Album: Radical Connector

Label: Thrill Jockey

Review date: Oct. 3, 2004

Perhaps it’s due to their 10th anniversary, but Germany’s Mouse On Mars have never been more festive. Certainly, they have spent the last decade generating tweaked tonalities in a vast array of rhythmic templates, many of which activated sweat glands in addition to thought bubbles. From vaporous cybervoids to dubbed-out downtempo and beyond, Jan St. Werner and Andi Toma have maintained a continuously adjusted balance of e-brain rapture and techy investigation. However, MOM’s recent modalities have begun to morph quite drastically into bouncy pouf. It seems the transformation has at last been completed.

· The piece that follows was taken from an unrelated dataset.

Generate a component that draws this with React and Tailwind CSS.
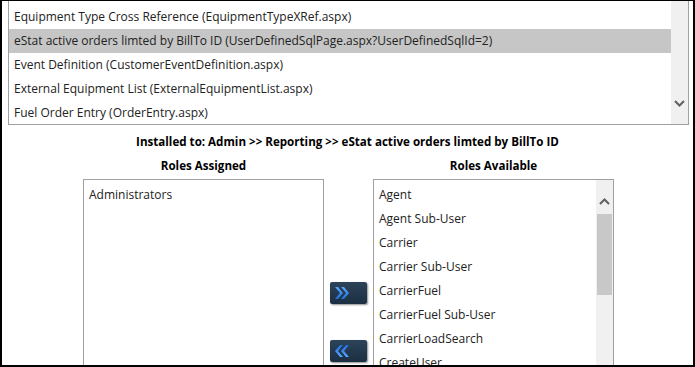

The pair’s latest album, Radical Connector, bumps and pops with such fierceness it may be the emerging tip of a glitch-crunk berg. Boldfacing their blips and opening the mic for every one of the album’s nine tracks, MOM ditch percolation for pump. The voices – supplied by regular MOM drummer Dodo Nkishi and Niobe, an artist on the duo’s own Sonig Records – are garbled by worms of benign malfunction and spat back out in pixelated shards.

Much like Björk’s Medúlla, this year’s other hybrid lung’n’laptop experiment, Radical Connector treats breath as beats and texture. Yet while Iceland’s pixie-shaman incants astral runes, MOM pummel the senses. The funked-up click-through slither of opener “Mine is in Yours” and maxed-out modulations of “Spaceship” brashly announce the duo’s new anabolic approach. “Send Me Shivers,” meanwhile, tracks the same magnetic glide Ellen Allien traffics with her BPitch Control label. Mid-album, “The End” strains for epic skewed-splendor while the brainiac posturing of “Detected Beats” belies MOM’s truly cerebral pedigree. Most often, Nkishi’s elastic intonation channels big time Peter Gabriel and ends up festooning much of Radical Connector’s rumpsteak ruckus in a WOMAD-dad anorak.

With Werner allowed to stream pilled etherea unencumbered in his solo project Lithops and his spin-off venture Microstoria, MOM have been freed, or burdened, to wallop and wow. Yet, even if Radical Connector beckons with a shelf-screaming sheen of freshness, much of its contents are merely the microwaved scraps from Basement Jaxx’s block party. Considering Mouse on Mars’ once lauded ingenuity, it’d be an understatement to call Radical Connector a disappointment.